Text to Binary Learning Path: From Beginner to Expert Mastery

Published: February 11, 2026 | Views: 175

Introduction: Why Embark on the Text to Binary Learning Journey?

In a world saturated with high-level programming languages and intuitive user interfaces, the fundamental language of computers—binary—can seem like an archaic relic. Why should a modern developer, student, or tech enthusiast invest time in learning how to convert text to binary? The answer lies in the profound difference between surface-level knowledge and deep understanding. Learning text-to-binary conversion is not about memorizing ones and zeros; it's about constructing a mental model of how information is fundamentally stored, transmitted, and processed by every digital device you use. It's the foundational literacy of the digital age. This learning path is designed to transform you from a passive user of technology to an active comprehender of its core mechanics, enabling you to debug encoding issues, optimize data, and appreciate the elegance of digital systems from the ground up.
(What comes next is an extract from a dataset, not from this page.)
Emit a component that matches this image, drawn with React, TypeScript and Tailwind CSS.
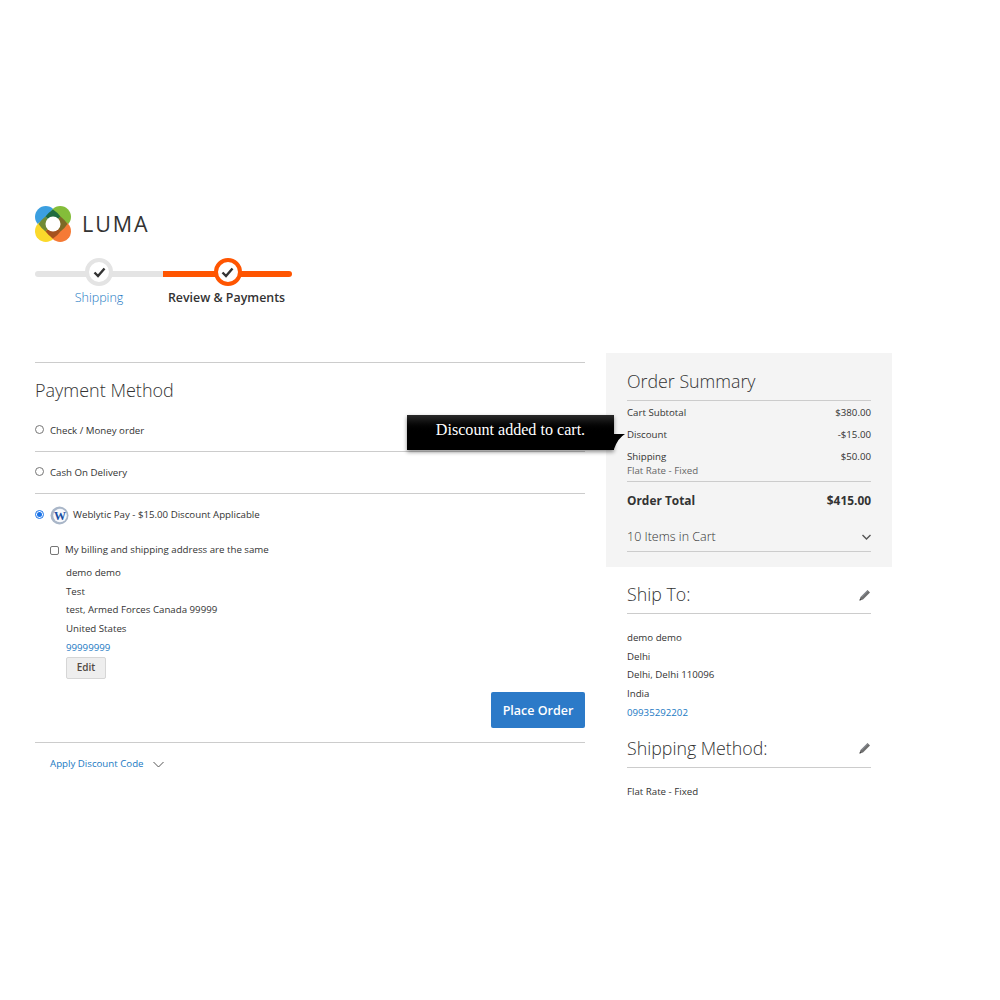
const font = { fontFamily: '"Open Sans", sans-serif' }

function Logo() {
  return (
    <svg width="36" height="36" viewBox="0 0 36 36">
      <circle cx="10.8" cy="10.8" r="10.8" fill="#3b9fe0" />
      <circle cx="25.2" cy="10.8" r="10.8" fill="#84bd3a" />
      <circle cx="10.8" cy="25.2" r="10.8" fill="#fbd92b" />
      <circle cx="25.2" cy="25.2" r="10.8" fill="#f57a35" />
      <path d="M18 18L10.5 10.5Q13.5 6.5 18 3.5 22.5 6.5 25.5 10.5z" fill="#1f6b3f" />
      <path d="M18 18L10.5 10.5Q6.5 13.5 3.5 18 6.5 22.5 10.5 25.5z" fill="#6f8a35" />
      <path d="M18 18L25.5 10.5Q29.5 13.5 32.5 18 29.5 22.5 25.5 25.5z" fill="#7d6a26" />
      <path d="M18 18L10.5 25.5Q13.5 29.5 18 32.5 22.5 29.5 25.5 25.5z" fill="#a5511f" />
      <circle cx="18" cy="18" r="7.5" fill="#ffffff" />
    </svg>
  )
}

function StepCheck({ active }: { active?: boolean }) {
  return (
    <div className={`w-[28px] h-[28px] rounded-full bg-white flex items-center justify-center border-[4px] ${active ? 'border-[#ff5501]' : 'border-[#e4e4e4]'}`}>
      <svg width="13" height="11" viewBox="0 0 13 11">
        <path d="M1.5 5.5 L5 9 L11.5 1.5" fill="none" stroke="#333333" strokeWidth="2.4" />
      </svg>
    </div>
  )
}

function WeblyticIcon() {
  return (
    <svg width="19" height="19" viewBox="0 0 19 19">
      <circle cx="9.5" cy="9.5" r="9" fill="#a9b6c8" />
      <circle cx="10" cy="9.5" r="6.8" fill="#f7f9fc" />
      <path d="M2 7a8 8 0 0 0 7 11 8 8 0 0 1-7-11z" fill="#66778f" />
      <text x="10" y="13.5" textAnchor="middle" fontSize="12" fontWeight="700" fill="#1a4fa3" fontFamily="Liberation Serif, serif">W</text>
    </svg>
  )
}

function Chevron({ width, stroke, color }: { width: number; stroke: number; color: string }) {
  return (
    <svg width={width} height={width / 2 + 2} viewBox={`0 0 ${width} ${width / 2 + 2}`}>
      <path d={`M0.5 1 L${width / 2} ${width / 2 + 0.5} L${width - 0.5} 1`} fill="none" stroke={color} strokeWidth={stroke} />
    </svg>
  )
}

function PencilIcon() {
  return (
    <svg width="12" height="12" viewBox="0 0 12 12">
      <path d="M0.5 11.5 L1.5 8 L8.5 1 L11 3.5 L4 10.5 Z" fill="#6f6f6f" />
      <path d="M0.5 11.5 L1 9.7 L2.3 11 Z" fill="#333333" />
      <path d="M2.5 8 L8.5 2" stroke="#9aa3b2" strokeWidth="0.8" />
    </svg>
  )
}

function Address({ lines, phone }: { lines: string[]; phone: string }) {
  return (
    <div className="text-[9.7px] leading-[18.7px] text-[#333333]">
      {lines.map(line => (
        <div key={line}>{line}</div>
      ))}
      <div className="text-[#1979c3]">{phone}</div>
    </div>
  )
}

function SectionTitle({ title }: { title: string }) {
  return (
    <div className="flex items-center justify-between border-b border-[#cccccc] h-[40px] pt-[2px]">
      <span className="text-[17.8px] font-light text-[#333333]">{title}</span>
      <PencilIcon />
    </div>
  )
}

function SummaryRow({ label, value }: { label: string; value: string }) {
  return (
    <div className="flex justify-between h-[22px] items-center text-[9.7px] text-[#333333]">
      <span>{label}</span>
      <span>{value}</span>
    </div>
  )
}

export default function App() {
  return (
    <div className="relative w-[1000px] h-[1000px] bg-white pt-[206px] px-[35px] overflow-hidden" style={font}>
      {/* Logo */}
      <div className="flex items-center gap-[11px] h-[36px]">
        <Logo />
        <span className="text-[21.5px] font-medium tracking-[0.09em] text-[#333333]">LUMA</span>
      </div>

      {/* Progress */}
      <div className="mt-[16px] flex w-[257px]">
        <div className="w-[128px] flex flex-col items-center">
          <div className="relative w-full h-[28px] flex items-center justify-center">
            <div className="absolute left-0 right-0 top-[13px] h-[6px] rounded-l-full bg-[#e4e4e4]" />
            <div className="relative"><StepCheck /></div>
          </div>
          <span className="mt-[3px] text-[12.5px] leading-[18px] font-light text-[#1979c3]">Shipping</span>
        </div>
        <div className="w-[129px] flex flex-col items-center">
          <div className="relative w-full h-[28px] flex items-center justify-center">
            <div className="absolute left-0 right-0 top-[13px] h-[6px] rounded-r-full bg-[#ff5501]" />
            <div className="relative"><StepCheck active /></div>
          </div>
          <span className="mt-[3px] -ml-[2px] text-[12.4px] leading-[18px] font-semibold text-[#333333] whitespace-nowrap">Review &amp; Payments</span>
        </div>
      </div>

      <div className="mt-[46px] flex items-start gap-[21px]">
        {/* Payment column */}
        <div className="w-[550px] mt-[9px]">
          <div className="border-t border-[#cccccc] pt-[15px] h-[46px] text-[18px] leading-[24px] font-light text-[#333333]">Payment Method</div>

          <div className="h-[44px] pt-[4px] flex items-center gap-[6px] border-b border-[#cccccc] text-[9.7px] text-[#333333]">
            <span className="w-[9px] h-[9px] -mt-[4px] rounded-full border border-[#767676]" />
            Check / Money order
          </div>
          <div className="h-[42px] pt-[2px] flex items-center gap-[6px] border-b border-[#cccccc] text-[9.7px] text-[#333333]">
            <span className="w-[9px] h-[9px] -mt-[4px] rounded-full border border-[#767676]" />
            Cash On Delivery
          </div>
          <div className="h-[42px] flex items-center text-[9.7px] text-[#333333]">
            <span className="w-[9px] h-[9px] -mt-[2px] rounded-full border border-[#1a73e8] flex items-center justify-center">
              <span className="w-[5px] h-[5px] rounded-full bg-[#1a73e8]" />
            </span>
            <span className="ml-[6px]"><WeblyticIcon /></span>
            <span className="ml-[4px]">Weblytic Pay - $15.00 Discount Applicable</span>
          </div>

          <div className="pl-[15px] mt-[5px]">
            <div className="h-[18px] flex items-center gap-[6px] text-[9.7px] text-[#333333]">
              <span className="w-[9px] h-[9px] rounded-[2px] border border-[#767676]" />
              My billing and shipping address are the same
            </div>
            <div className="pl-[16px] mt-[5px]">
              <Address lines={['demo demo', 'Test', 'test, Armed Forces Canada 99999', 'United States']} phone="99999999" />
              <button className="block -mt-[1px] w-[40px] h-[22px] rounded-[2px] border border-[#d6d6d6] bg-[#eeeeee] text-[10px] font-semibold text-[#514943]">Edit</button>
            </div>
          </div>

          <div className="flex justify-end mt-[13px]">
            <button className="w-[94px] h-[36px] pt-[3px] rounded-[2px] bg-[#2c7ac8] text-white text-[12.5px] font-semibold">Place Order</button>
          </div>

          <div className="mt-[14px] border-t border-[#cccccc] pl-[15px] pt-[3px] h-[42px] flex items-center gap-[9px] text-[9.7px] text-[#1979c3]">
            Apply Discount Code
            <Chevron width={11} stroke={1} color="#555555" />
          </div>
        </div>

        {/* Sidebar */}
        <div className="w-[286px]">
          <div className="bg-[#f4f4f4] h-[214px] px-[21px] pt-[17px]">
            <div className="h-[31px] border-b border-[#cccccc] text-[17.8px] leading-[22px] font-light text-[#333333]">Order Summary</div>
            <div className="pt-[1px]">
              <SummaryRow label="Cart Subtotal" value="$380.00" />
              <SummaryRow label="Discount" value="-$15.00" />
              <SummaryRow label="Shipping" value="$50.00" />
              <div className="-mt-[4px] h-[17px] text-[9.7px] leading-[14px] text-[#666666]">Flat Rate - Fixed</div>
            </div>
            <div className="border-t border-[#cccccc] h-[36px] pt-[3px] flex items-center justify-between text-[11.9px] font-bold text-[#333333]">
              <span>Order Total</span>
              <span>$415.00</span>
            </div>
            <div className="mt-[1px] h-[34px] pt-[5px] border-b border-[#cccccc] flex items-center justify-between text-[12.5px] font-light text-[#333333]">
              <span>10 Items in Cart</span>
              <Chevron width={9} stroke={1.4} color="#555555" />
            </div>
          </div>

          <div className="pl-[21px] pr-[21px] mt-[7px]">
            <SectionTitle title="Ship To:" />
            <div className="mt-[15px]">
              <Address lines={['demo demo', 'Delhi', 'Delhi, Delhi 110096', 'India']} phone="09935292202" />
            </div>
            <div className="mt-[5px]">
              <SectionTitle title="Shipping Method:" />
            </div>
            <div className="mt-[15px] text-[9.7px] leading-[18.7px] text-[#333333]">Flat Rate - Fixed</div>
          </div>
        </div>
      </div>

      {/* Tooltip */}
      <div className="absolute left-[407px] top-[415px] w-[207px] h-[35px] bg-linear-to-b from-[#2a2a2a] via-black to-black shadow-[0_2px_4px_rgba(0,0,0,0.45)] text-center text-white text-[16.1px] leading-[29px]" style={{ fontFamily: '"Liberation Serif", serif' }}>
        Discount added to cart.
        <svg className="absolute left-[207px] top-[18px]" width="12" height="17" viewBox="0 0 12 17">
          <path d="M0 1 L11 1 Q4 5 0 16 Z" fill="#000000" />
        </svg>
      </div>
    </div>
  )
}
Our journey has clear, progressive goals. First, we will dismantle the intimidation factor of binary, making it as familiar as the alphabet. Next, we will connect human-readable characters to specific binary patterns, understanding the role of standards like ASCII and Unicode. We will then escalate to manipulating these patterns through bitwise operations and compression concepts. Finally, we will contextualize this skill within the broader ecosystem of digital tools. By the end of this path, you won't just use a text-to-binary converter; you will understand the process so thoroughly that you could explain, implement, and extend it. This is the path from seeing binary as a secret code to recognizing it as the essential fabric of digital communication.

Beginner Level: Laying the Digital Foundation

The beginner stage is all about building comfort and intuition. We start not with conversion, but with the core concepts that make conversion necessary and possible. The goal is to answer the most fundamental questions: What is binary, and why do computers use it?

Understanding the Bit: The Atom of Information

A bit, short for "binary digit," is the smallest unit of data in computing. It can exist in only one of two states, typically represented as 0 or 1. Think of it like a light switch (on/off), a yes/no question, or a magnetized spot on a hard drive (north/south). This binary choice is perfect for electronic circuits, which can reliably represent these two states with high or low voltage. Everything digital—every song, image, video, or document—is, at its heart, an unimaginably long sequence of these bits.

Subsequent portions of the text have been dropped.